The difficulties existentialism has had gaining respect is not entirely the fault of traditional psychology, however. It sometimes seems that existentialists glory in being unacceptable to, or at least misunderstood by, mainstream English-speaking psychologists.

While it is true that new ideas are hard to express and require new words and new ways of using old ones, many of existential psychology's terms are unnecessarily obscure. Many are drawn from philosophical traditions, familiar, perhaps, to philosophers, but not to many psychologists. Others are in German or French, or are poorly translated. Some seem just plain whimsical, or pretentious.

What is needed is a truly talented English-speaking existentialist writer. After all, the language of the ordinary experiences of ordinary people should be ordinary language! Rollo May and Viktor Frankl have made some significant efforts in that direction, but there is much more to be done.

Existentialists also tend to be rather picky, even fighting among themselves about whether one or the other has the "true" understanding of Husserl or Heidegger or whomever. They can gain a great deal, especially in making their approach acceptable to the mainstream of psychology, by paying attention to Alfred Adler, Erich Fromm, Carl Rogers and other theorists, researchers, and practitioners who may not be exactly existentialists, but often express themselves a lot better.

The biggest danger I feel existentialists create for themselves is in their tendency to place themselves in opposition to the mainstream. It is true that psychology has two broad "cultures," the hard-core experimentalists on the one hand, and the more humanistically inclined clinicians and other applied psychologists on the other. By denigrating the experimental culture, they antagonize half of psychology!

If I seem a bit hard on the existential psychologists, it is in part because I am one. It's a little like patriotism: The more you love your country, the more you are likely to worry over its faults. Nevertheless, I feel that existential psychology has a great deal to offer. In particular, it offers a solid philosophical base where Adlerians and Rogerians and neoFreudians and others besides existentialists might gather to further develop and refine their understanding of human life.


Binswanger's work was first presented to the English-speaking world as three contributions to Existence, a volume of papers edited by May, Angel, and Ellenberger. Additional papers have been collected in Being-in-the-World. Much of his work remains untranslated, especially Grundformen und Erkenntnis menschlichen Daseins (The Foundations and Cognition of Human Existence).  To see my translation of the table of contents, click here!

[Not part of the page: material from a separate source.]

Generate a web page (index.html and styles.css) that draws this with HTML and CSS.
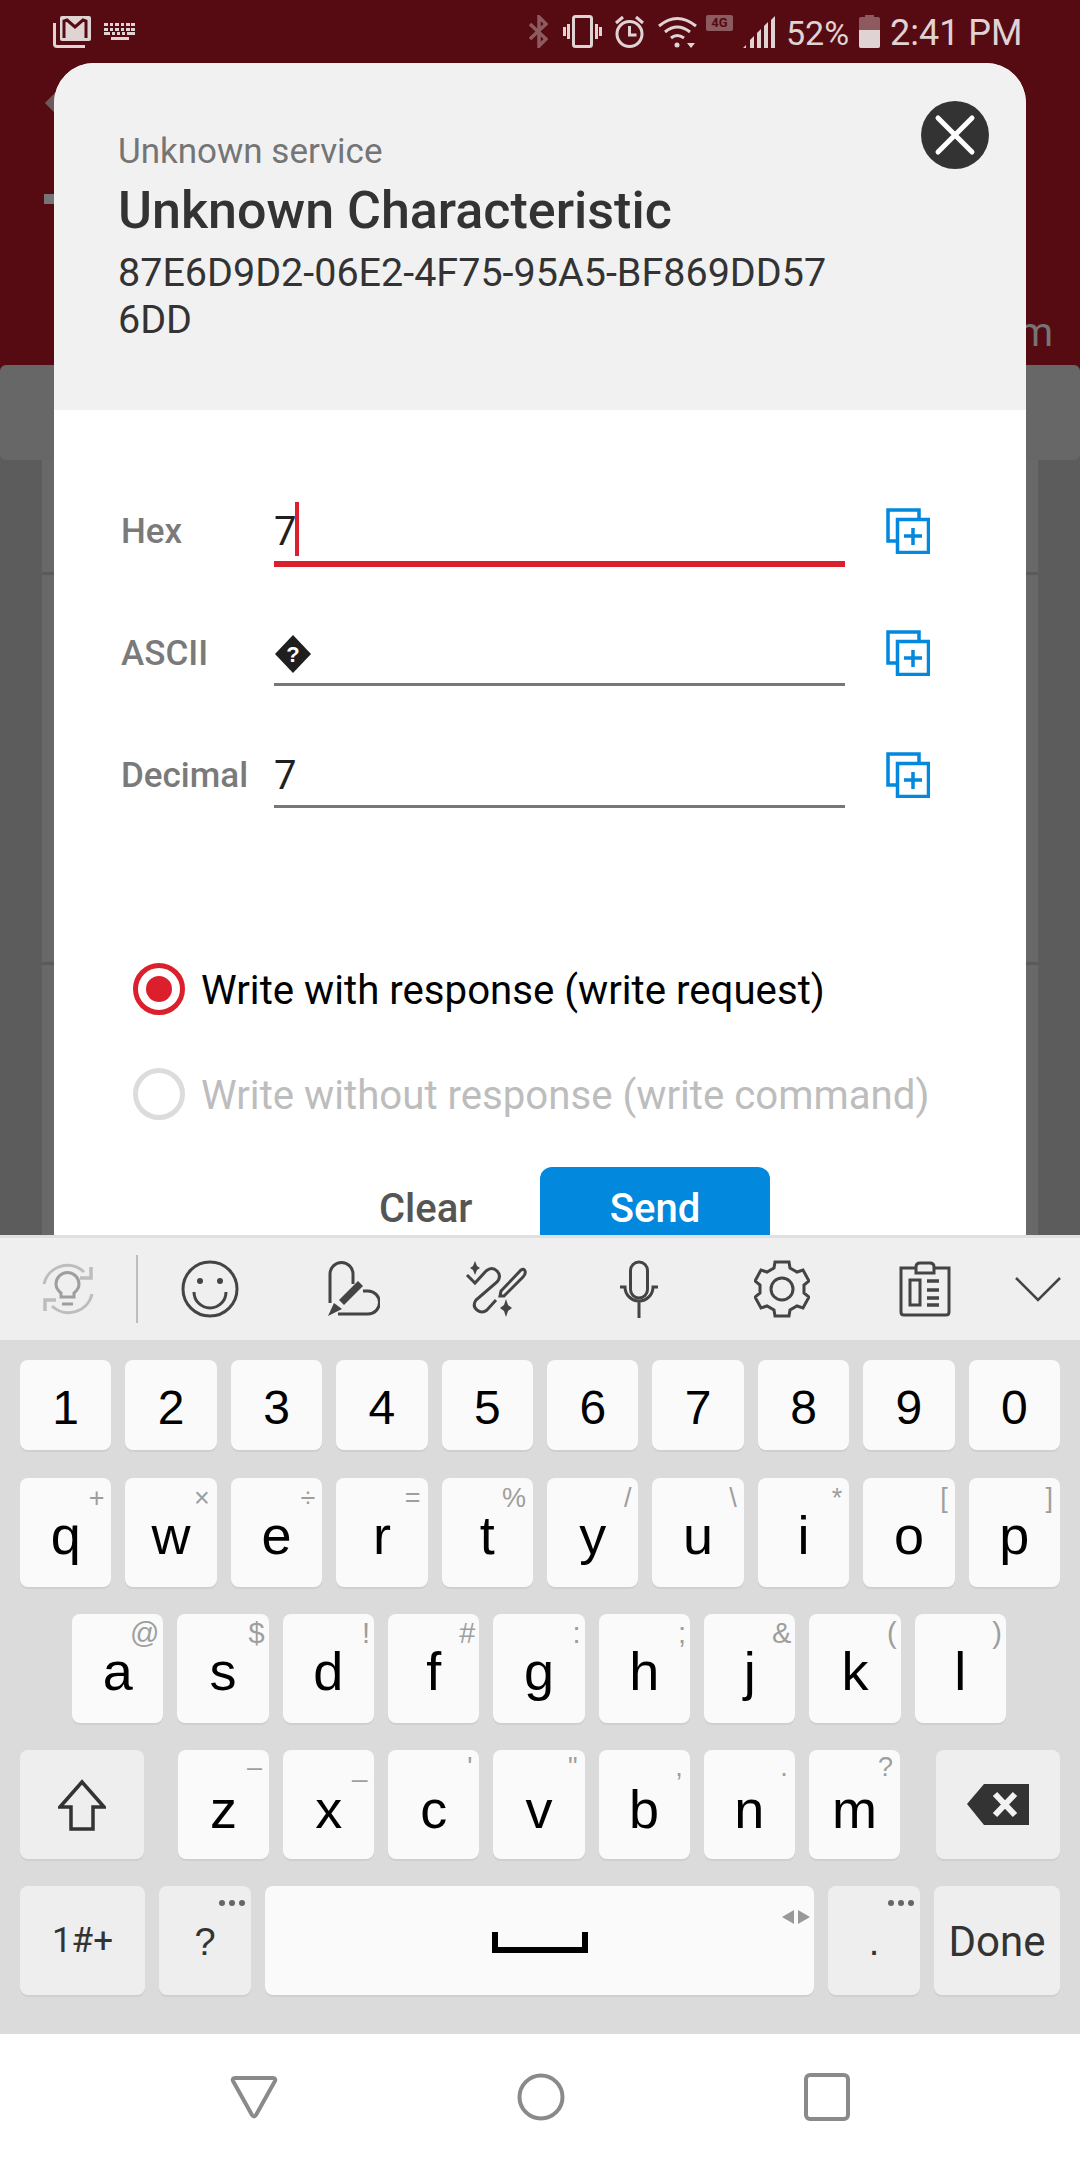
FILE: index.html
```html
<!DOCTYPE html>
<html lang="en">
<head>
    <meta charset="UTF-8">
    <title>Unknown Characteristic</title>
    <link rel="stylesheet" href="styles.css">
</head>
<body>
    <div class="screen">
        <div class="backdrop">
            <div class="statusbar">
                <svg class="st-gmail" width="39" height="33" viewBox="0 0 39 33">
                    <rect x="7" y="1" width="31" height="25" rx="2" fill="#e0d3d4"/>
                    <path d="M11 23V6l3-1 8 7 8-7 3 1v17" fill="none" stroke="#560b12" stroke-width="3"/>
                    <path d="M1.5 8v21q0 2.5 2.5 2.5h28" fill="none" stroke="#e0d3d4" stroke-width="3"/>
                </svg>
                <svg class="st-kbd" width="31" height="17" viewBox="0 0 31 17" fill="#e0d3d4">
                    <path d="M0 0h4v3H0zM6 0h3v3H6zM11 0h4v3h-4zM17 0h3v3h-3zM22 0h4v3h-4zM27 0h4v3h-4zM0 5h4v3H0zM6 5h3v3H6zM11 5h4v3h-4zM17 5h3v3h-3zM22 5h4v3h-4zM27 5h4v3h-4zM0 9h6v3H0zM8 9h3v3H8zM13 9h3v3h-3zM18 9h3v3h-3zM23 9h8v3h-8zM7 14h18v3H7z"/>
                </svg>
                <div class="st-right">
                    <svg width="19" height="33" viewBox="0 0 19 33" fill="none" stroke="#8c5a5f" stroke-width="3.5">
                        <path d="M1 9l16 15-7 7V2l7 7L1 24"/>
                    </svg>
                    <svg class="st-vib" width="39" height="33" viewBox="0 0 39 33" fill="none" stroke="#e0d3d4" stroke-width="3">
                        <rect x="10.5" y="1.5" width="18" height="30" rx="2"/>
                        <path d="M5.5 9v15M1.5 12v9M33.5 9v15M37.5 12v9"/>
                    </svg>
                    <svg class="st-alarm" width="29" height="33" viewBox="0 0 29 33" fill="none" stroke="#e0d3d4" stroke-width="3">
                        <circle cx="14.5" cy="19" r="12.5"/>
                        <path d="M14.5 11v9h7M1 8l7-6M28 8l-7-6"/>
                    </svg>
                    <svg class="st-wifi" width="39" height="33" viewBox="0 0 39 33" fill="none" stroke="#e0d3d4" stroke-width="3">
                        <path d="M1 11q18-15 37 0M7 17q12-10 25 0M13 23q6-5 13 0"/>
                        <circle cx="19" cy="30" r="2.5" fill="#e0d3d4" stroke="none"/>
                        <path d="M29 28h8l-4 5z" fill="#e0d3d4" stroke="none"/>
                    </svg>
                    <span class="st-4g">4G</span>
                    <svg class="st-signal" width="32" height="32" viewBox="0 0 32 32" fill="#e0d3d4">
                        <path d="M0 32l3-3v3zM7 32v-8l4-4v12zM14 32V17l4-4v19zM21 32V10l4-4v26zM28 32V4l4-4v32z"/>
                    </svg>
                    <span class="st-text st-pct">52%</span>
                    <div class="st-batt"><div class="st-batt-fill"></div></div>
                    <span class="st-text st-time">2:41 PM</span>
                </div>
            </div>
            <div class="appbar">
                <span class="appbar-back"></span>
                <span class="appbar-mark"></span>
                <span class="appbar-end">m</span>
            </div>
            <div class="tabstrip"></div>
            <div class="card-list">
                <div class="card-row"></div>
                <div class="card-row card-row-tall"></div>
            </div>
        </div>

        <div class="modal">
            <div class="modal-head">
                <div class="service">Unknown service</div>
                <div class="char-name">Unknown Characteristic</div>
                <div class="uuid">87E6D9D2-06E2-4F75-95A5-BF869DD57<br>6DD</div>
                <div class="close-btn">
                    <svg width="44" height="44" viewBox="0 0 44 44">
                        <path d="M5 5l34 34M39 5L5 39" stroke="#fff" stroke-width="5" stroke-linecap="round"/>
                    </svg>
                </div>
            </div>
            <div class="modal-body">
                <div class="field">
                    <label class="field-label">Hex</label>
                    <div class="field-input field-focus">7<span class="caret"></span></div>
                    <svg class="copy-icon" width="44" height="46" viewBox="0 0 44 46" fill="none" stroke="#0288dc" stroke-width="3.5">
                        <path d="M33 10V2H2v31h9"/>
                        <rect x="11.5" y="11.5" width="31" height="33" fill="#fff"/>
                        <path d="M27 20v17M18 28h18"/>
                    </svg>
                </div>
                <div class="field">
                    <label class="field-label">ASCII</label>
                    <div class="field-input">
                        <svg class="bad-char" width="38" height="38" viewBox="0 0 38 38">
                            <path d="M19 0l18 19-18 19L1 19z" fill="#1f1f1f"/>
                            <text x="19" y="27" text-anchor="middle" class="bad-char-q">?</text>
                        </svg>
                    </div>
                    <svg class="copy-icon" width="44" height="46" viewBox="0 0 44 46" fill="none" stroke="#0288dc" stroke-width="3.5">
                        <path d="M33 10V2H2v31h9"/>
                        <rect x="11.5" y="11.5" width="31" height="33" fill="#fff"/>
                        <path d="M27 20v17M18 28h18"/>
                    </svg>
                </div>
                <div class="field">
                    <label class="field-label">Decimal</label>
                    <div class="field-input">7</div>
                    <svg class="copy-icon" width="44" height="46" viewBox="0 0 44 46" fill="none" stroke="#0288dc" stroke-width="3.5">
                        <path d="M33 10V2H2v31h9"/>
                        <rect x="11.5" y="11.5" width="31" height="33" fill="#fff"/>
                        <path d="M27 20v17M18 28h18"/>
                    </svg>
                </div>

                <div class="radios">
                    <div class="radio-row">
                        <span class="radio radio-on"><span class="radio-dot"></span></span>
                        <span class="radio-text">Write with response (write request)</span>
                    </div>
                    <div class="radio-row radio-off">
                        <span class="radio"></span>
                        <span class="radio-text">Write without response (write command)</span>
                    </div>
                </div>

                <div class="actions">
                    <button type="button" class="btn-clear">Clear</button>
                    <button type="button" class="btn-send">Send</button>
                </div>
            </div>
        </div>

        <div class="keyboard">
            <div class="kb-tools">
                <div class="tool tool-first">
                    <svg width="52" height="54" viewBox="0 0 52 54" fill="none" stroke="#bdbdbd" stroke-width="3">
                        <path d="M2 22A24 24 0 0 1 42 10M50 32A24 24 0 0 1 10 44"/>
                        <path d="M49 5v11H38M3 49V38h11" stroke-width="3.5"/>
                        <path d="M19 31q-5-4-5-9a11 11 0 0 1 23 0q0 5-5 9v4H19z" stroke="#9e9e9e"/>
                        <path d="M20 42h11" stroke="#9e9e9e"/>
                    </svg>
                </div>
                <div class="tool">
                    <svg width="58" height="58" viewBox="0 0 58 58" fill="none" stroke="#444" stroke-width="3">
                        <circle cx="29" cy="29" r="27"/>
                        <circle cx="19" cy="21" r="3" fill="#444" stroke="none"/>
                        <circle cx="39" cy="21" r="3" fill="#444" stroke="none"/>
                        <path d="M13 32a16 16 0 0 0 32 0"/>
                    </svg>
                </div>
                <div class="tool">
                    <svg width="54" height="56" viewBox="0 0 54 56" fill="none" stroke="#444" stroke-width="3">
                        <path d="M4 42V13a11 11 0 0 1 23 0v10M37 30h5a11 11 0 0 1 0 23H12"/>
                        <path d="M35 25L16 44l-5-5 19-19z" fill="#444" stroke="none" transform="translate(2 0)"/>
                        <path d="M2 55l6-13 8 6z" fill="#444" stroke="none"/>
                    </svg>
                </div>
                <div class="tool">
                    <svg width="62" height="56" viewBox="0 0 62 56" fill="none" stroke="#444" stroke-width="3">
                        <path d="M2 14l8 8 11-12q6-5 11 0t0 11L11 39q-4 6 1 10t10 0l9-10"/>
                        <path d="M38 30l20-21q3-2 4 1t-2 6L41 35h-4z" transform="translate(-2 0)"/>
                        <path d="M10 0l2 5 3 2-3 2-2 5-2-5-3-2 3-2zM41 38l2 6 4 3-4 3-2 6-2-6-4-3 4-3z" fill="#444" stroke="none"/>
                    </svg>
                </div>
                <div class="tool">
                    <svg width="40" height="58" viewBox="0 0 40 58" fill="none" stroke="#444" stroke-width="3">
                        <rect x="11.5" y="2" width="17" height="36" rx="8.5"/>
                        <path d="M1 27h5a14 14 0 0 0 28 0h5M20 42v16"/>
                    </svg>
                </div>
                <div class="tool">
                    <svg width="56" height="58" viewBox="0 0 56 58" fill="none" stroke="#444" stroke-width="3">
                        <circle cx="28" cy="29" r="11"/>
                        <path d="M21 2h14l1 6 7 4 6-2 6 11-5 4v8l5 4-6 11-6-2-7 4-1 6H21l-1-6-7-4-6 2-6-11 5-4v-8l-5-4 6-11 6 2 7-4z"/>
                    </svg>
                </div>
                <div class="tool">
                    <svg width="52" height="56" viewBox="0 0 52 56" fill="none" stroke="#444" stroke-width="3">
                        <path d="M16 7H2v44q0 3 3 3h42q3 0 3-3V7H36"/>
                        <path d="M17 12V6q0-4 4-4h10q4 0 4 4v6z"/>
                        <rect x="11" y="19" width="10" height="25"/>
                        <path d="M28 20h12M28 29h12M28 37h12M28 44h12" stroke-width="3.5"/>
                    </svg>
                </div>
                <div class="tool tool-last">
                    <svg width="46" height="26" viewBox="0 0 46 26" fill="none" stroke="#444" stroke-width="2.5">
                        <path d="M1 2l22 22L45 2"/>
                    </svg>
                </div>
            </div>

            <div class="kb-keys">
                <div class="kb-row kb-digits">
                    <div class="key">1</div>
                    <div class="key">2</div>
                    <div class="key">3</div>
                    <div class="key">4</div>
                    <div class="key">5</div>
                    <div class="key">6</div>
                    <div class="key">7</div>
                    <div class="key">8</div>
                    <div class="key">9</div>
                    <div class="key">0</div>
                </div>
                <div class="kb-row kb-qwerty">
                    <div class="key">q<span class="hint">+</span></div>
                    <div class="key">w<span class="hint">×</span></div>
                    <div class="key">e<span class="hint">÷</span></div>
                    <div class="key">r<span class="hint">=</span></div>
                    <div class="key">t<span class="hint">%</span></div>
                    <div class="key">y<span class="hint">/</span></div>
                    <div class="key">u<span class="hint">\</span></div>
                    <div class="key">i<span class="hint">*</span></div>
                    <div class="key">o<span class="hint">[</span></div>
                    <div class="key">p<span class="hint">]</span></div>
                </div>
                <div class="kb-row kb-home">
                    <div class="key">a<span class="hint">@</span></div>
                    <div class="key">s<span class="hint">$</span></div>
                    <div class="key">d<span class="hint">!</span></div>
                    <div class="key">f<span class="hint">#</span></div>
                    <div class="key">g<span class="hint">:</span></div>
                    <div class="key">h<span class="hint">;</span></div>
                    <div class="key">j<span class="hint">&amp;</span></div>
                    <div class="key">k<span class="hint">(</span></div>
                    <div class="key">l<span class="hint">)</span></div>
                </div>
                <div class="kb-row kb-bottom">
                    <div class="key key-fn key-shift">
                        <svg width="48" height="52" viewBox="0 0 48 52" fill="none" stroke="#333" stroke-width="3.5">
                            <path d="M24 3L2 28h11v22h22V28h11z"/>
                        </svg>
                    </div>
                    <div class="key">z<span class="hint">–</span></div>
                    <div class="key">x<span class="hint">_</span></div>
                    <div class="key">c<span class="hint">'</span></div>
                    <div class="key">v<span class="hint">"</span></div>
                    <div class="key">b<span class="hint">,</span></div>
                    <div class="key">n<span class="hint">.</span></div>
                    <div class="key">m<span class="hint">?</span></div>
                    <div class="key key-fn key-back">
                        <svg width="62" height="42" viewBox="0 0 62 42">
                            <path d="M17 0h45v41H17L0 20z" fill="#333"/>
                            <path d="M28 10l20 21M48 10L28 31" stroke="#f2f2f2" stroke-width="6"/>
                        </svg>
                    </div>
                </div>
                <div class="kb-row kb-space">
                    <div class="key key-fn key-sym">1#+</div>
                    <div class="key key-fn key-punct">?<span class="dots"></span></div>
                    <div class="key key-spacebar">
                        <svg class="space-mark" width="96" height="22" viewBox="0 0 96 22" fill="none" stroke="#000" stroke-width="6">
                            <path d="M3 0v18h90V0"/>
                        </svg>
                        <svg class="space-arrows" width="28" height="14" viewBox="0 0 28 14" fill="#999">
                            <path d="M12 0v14L0 7zM16 0v14l12-7z"/>
                        </svg>
                    </div>
                    <div class="key key-fn key-punct">.<span class="dots"></span></div>
                    <div class="key key-fn key-done">Done</div>
                </div>
            </div>
        </div>

        <div class="navbar">
            <svg width="48" height="44" viewBox="0 0 48 44" fill="none" stroke="#8a8a8a" stroke-width="4">
                <path d="M5 3h38q3 0 2 3L26 40q-2 3-4 0L3 6q-1-3 2-3z"/>
            </svg>
            <svg width="48" height="48" viewBox="0 0 48 48" fill="none" stroke="#8a8a8a" stroke-width="4">
                <circle cx="24" cy="24" r="21.5"/>
            </svg>
            <svg width="46" height="48" viewBox="0 0 46 48" fill="none" stroke="#8a8a8a" stroke-width="4">
                <rect x="2" y="2" width="42" height="44" rx="4"/>
            </svg>
        </div>
    </div>
</body>
</html>
```

FILE: styles.css
```css
html, body {
    margin: 0;
    padding: 0;
}

body {
    font-family: Roboto, "Liberation Sans", sans-serif;
}

.screen {
    position: relative;
    width: 1080px;
    height: 2160px;
    overflow: hidden;
    background: #fff;
}

/* Dimmed page behind the dialog */
.backdrop {
    height: 1235px;
    background: #5c5c5c;
    overflow: hidden;
}

.statusbar {
    display: flex;
    align-items: flex-start;
    height: 63px;
    padding: 15px 0 0 53px;
    box-sizing: border-box;
    background: #560b12;
}

.st-kbd {
    margin: 8px 0 0 12px;
}

.st-right {
    display: flex;
    align-items: flex-start;
    margin-left: auto;
    width: 551px;
}

.st-vib {
    margin-left: 15px;
}

.st-alarm {
    margin-left: 13px;
}

.st-wifi {
    margin-left: 14px;
}

.st-4g {
    width: 27px;
    height: 16px;
    margin-left: 9px;
    border-radius: 2px;
    background: #8c5a5f;
    color: #560b12;
    font-size: 13px;
    font-weight: 700;
    line-height: 16px;
    text-align: center;
}

.st-signal {
    margin: 1px 0 0 10px;
}

.st-text {
    margin-top: 2px;
    color: #e0d3d4;
    font-size: 36px;
    line-height: 33px;
}

.st-pct {
    width: 60px;
    margin-left: 11px;
    font-size: 34px;
}

.st-batt {
    position: relative;
    width: 21px;
    height: 31px;
    margin: 2px 0 0 13px;
    border-radius: 2px;
    background: #8c5a5f;
}

.st-batt::before {
    content: "";
    position: absolute;
    top: -2px;
    left: 6px;
    width: 9px;
    height: 2px;
    background: #8c5a5f;
}

.st-batt-fill {
    position: absolute;
    left: 0;
    right: 0;
    bottom: 0;
    height: 18px;
    border-radius: 0 0 2px 2px;
    background: #e0d3d4;
}

.st-time {
    margin-left: 10px;
}

.appbar {
    position: relative;
    height: 302px;
    background: #560b12;
    box-shadow: 0 8px 0 #560b12;
}

.appbar-back {
    position: absolute;
    left: 49px;
    top: 30px;
    width: 20px;
    height: 20px;
    background: #6e5a5c;
    transform: rotate(45deg);
}

.appbar-mark {
    position: absolute;
    left: 44px;
    top: 131px;
    width: 12px;
    height: 10px;
    background: #757575;
}

.appbar-end {
    position: absolute;
    right: 27px;
    top: 246px;
    color: #757575;
    font-size: 40px;
}

.tabstrip {
    position: relative;
    height: 95px;
    border-radius: 6px;
    background: #676767;
}

.card-list {
    height: 775px;
    margin: 0 42px;
    background: #686868;
}

.card-row {
    height: 112px;
    border-bottom: 3px solid #5a5a5a;
}

.card-row-tall {
    height: 387px;
}

/* Dialog */
.modal {
    position: absolute;
    top: 63px;
    left: 54px;
    width: 972px;
    height: 1172px;
    border-radius: 40px 40px 0 0;
    overflow: hidden;
    background: #fff;
}

.modal-head {
    position: relative;
    height: 347px;
    padding: 69px 0 0 64px;
    box-sizing: border-box;
    background: #f1f1f1;
}

.service {
    color: #757575;
    font-size: 35px;
    line-height: 40px;
}

.char-name {
    margin-top: 10px;
    color: #333;
    font-size: 52px;
    font-weight: 500;
    line-height: 58px;
}

.uuid {
    margin-top: 9px;
    color: #333;
    font-size: 39.5px;
    line-height: 47px;
}

.close-btn {
    position: absolute;
    top: 38px;
    right: 37px;
    display: flex;
    align-items: center;
    justify-content: center;
    width: 68px;
    height: 68px;
    border-radius: 50%;
    background: #333;
}

.modal-body {
    padding: 80px 0 0 67px;
}

.field {
    display: flex;
    align-items: flex-start;
    height: 122px;
}

.field-label {
    width: 153px;
    padding-top: 22px;
    color: #7a7a7a;
    font-size: 35px;
    font-weight: 500;
    line-height: 40px;
}

.field-input {
    position: relative;
    display: flex;
    align-items: center;
    width: 571px;
    height: 74px;
    padding-top: 11px;
    box-sizing: border-box;
    border-bottom: 3px solid #777;
    color: #1f1f1f;
    font-size: 40px;
}

.field-focus {
    height: 77px;
    border-bottom: 6px solid #dc1f2c;
}

.caret {
    position: absolute;
    top: 12px;
    left: 21px;
    width: 4px;
    height: 54px;
    background: #dc1f2c;
}

.bad-char {
    margin-top: 2px;
}

.bad-char-q {
    fill: #fff;
    font-family: "Liberation Sans", sans-serif;
    font-size: 22px;
    font-weight: 700;
}

.copy-icon {
    margin: 18px 0 0 41px;
}

.radios {
    margin: 80px 0 0 12px;
}

.radio-row {
    display: flex;
    align-items: center;
    gap: 16px;
    height: 105px;
    color: #000;
    font-size: 40.2px;
}

.radio-text {
    padding-top: 3px;
}

.radio-off {
    color: #bdbdbd;
}

.radio {
    display: flex;
    align-items: center;
    justify-content: center;
    width: 52px;
    height: 52px;
    border: 5px solid #dcdcdc;
    border-radius: 50%;
    box-sizing: border-box;
}

.radio-on {
    border-color: #dc1f2c;
}

.radio-dot {
    width: 26px;
    height: 26px;
    border-radius: 50%;
    background: #dc1f2c;
}

.actions {
    display: flex;
    margin: 21px 0 0 258px;
}

.actions button {
    height: 90px;
    border: none;
    font-family: inherit;
    font-size: 40px;
    font-weight: 500;
    padding: 0 0 8px;
}

.btn-clear {
    width: 92px;
    margin-right: 69px;
    background: none;
    color: #555;
}

.btn-send {
    width: 230px;
    border-radius: 12px 12px 0 0;
    background: #0288dc;
    color: #fff;
}

/* Keyboard */
.keyboard {
    height: 799px;
    background: #dbdbdb;
}

.kb-tools {
    display: flex;
    align-items: center;
    height: 102px;
    border-top: 3px solid #e0e0e0;
    background: #efefef;
}

.tool {
    display: flex;
    align-items: center;
    justify-content: center;
    width: 143px;
}

.tool-first {
    width: 138px;
    height: 68px;
    border-right: 2px solid #bdbdbd;
    box-sizing: border-box;
}

.tool-last {
    width: 83px;
}

.kb-keys {
    display: flex;
    flex-direction: column;
    gap: 27px;
    padding: 20px 20px 0;
}

.kb-row {
    display: flex;
    gap: 14px;
    height: 109px;
}

.kb-digits {
    height: 90px;
    margin-bottom: 1px;
}

.kb-home {
    padding: 0 54px 0 52px;
}

.key {
    position: relative;
    flex: 1;
    min-width: 0;
    padding-top: 30px;
    box-sizing: border-box;
    border-radius: 8px;
    box-shadow: 0 2px 0 #cfcfcf;
    background: #fafafa;
    color: #000;
    font-family: "Liberation Sans", sans-serif;
    font-size: 54px;
    line-height: 54px;
    text-align: center;
}

.kb-digits .key {
    padding-top: 23px;
    font-size: 48px;
    line-height: 50px;
}

.kb-bottom .key {
    padding-top: 32px;
}

.hint {
    position: absolute;
    top: 5px;
    right: 7px;
    color: #9e9e9e;
    font-size: 27px;
    line-height: 30px;
}

.kb-home .hint {
    top: 4px;
    right: 4px;
    font-size: 29px;
}

.kb-bottom .hint {
    top: 2px;
}

.key-fn {
    background: #eeeeee;
}

.kb-bottom .key-shift,
.kb-bottom .key-back {
    flex: none;
    width: 124px;
    display: flex;
    align-items: center;
    justify-content: center;
    padding: 0;
}

.kb-bottom .key-shift {
    margin-right: 20px;
}

.kb-bottom .key-back {
    margin-left: 22px;
}

.kb-space .key {
    flex: none;
    width: 92px;
}

.kb-space .key-sym {
    width: 125px;
    padding-top: 28px;
    color: #333;
    font-family: Roboto, sans-serif;
    font-size: 35px;
}

.kb-space .key-punct {
    padding-top: 29px;
    color: #333;
    font-size: 38px;
}

.dots {
    position: absolute;
    top: 14px;
    right: 6px;
    width: 6px;
    height: 6px;
    border-radius: 50%;
    background: #666;
    box-shadow: -10px 0 0 #666, -20px 0 0 #666;
}

.kb-space .key-spacebar {
    width: 549px;
    padding: 0;
}

.space-mark {
    position: absolute;
    left: 227px;
    top: 46px;
}

.space-arrows {
    position: absolute;
    right: 4px;
    top: 24px;
}

.kb-space .key-done {
    width: 126px;
    padding-top: 29px;
    color: #333;
    font-family: Roboto, sans-serif;
    font-size: 42px;
}

.navbar {
    position: absolute;
    left: 0;
    right: 0;
    bottom: 0;
    display: flex;
    align-items: center;
    justify-content: center;
    gap: 239px;
    height: 126px;
    padding-right: 1px;
    background: #fff;
}
```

If you wish to find out more about existential psychology and philosophy in general, you might want to read the textbook Existential-Phenomenological Alternatives for Psychology, edited by Valle and King, or the classic introduction, Irrational Man, by William Barrett.

If you are brave indeed, you might want to try some of the original greats in phenomenology and existentialism, such as Edmund Husserl or Martin Heidegger. Kierkegaard and Nietzsche are fascinating, as is Jean-Paul Sartre, who offers a somewhat different version of existentialism from Heidegger's.

If you need something a little more accessible, try Keen's A Primer in Phenomenological Psychology, Steiner's classic Martin Heidegger, McCall's Phenomenological Psychology (which has a very helpful section on Heidegger's terminology), and Stewart and Mickunas' Exploring Phenomenology. For a history of existential psychology and psychiatry, read Spiegelberg's classic, Phenomenology in Psychology and Psychiatry. This last book will also lead you to other existential and phenomenological psychologists.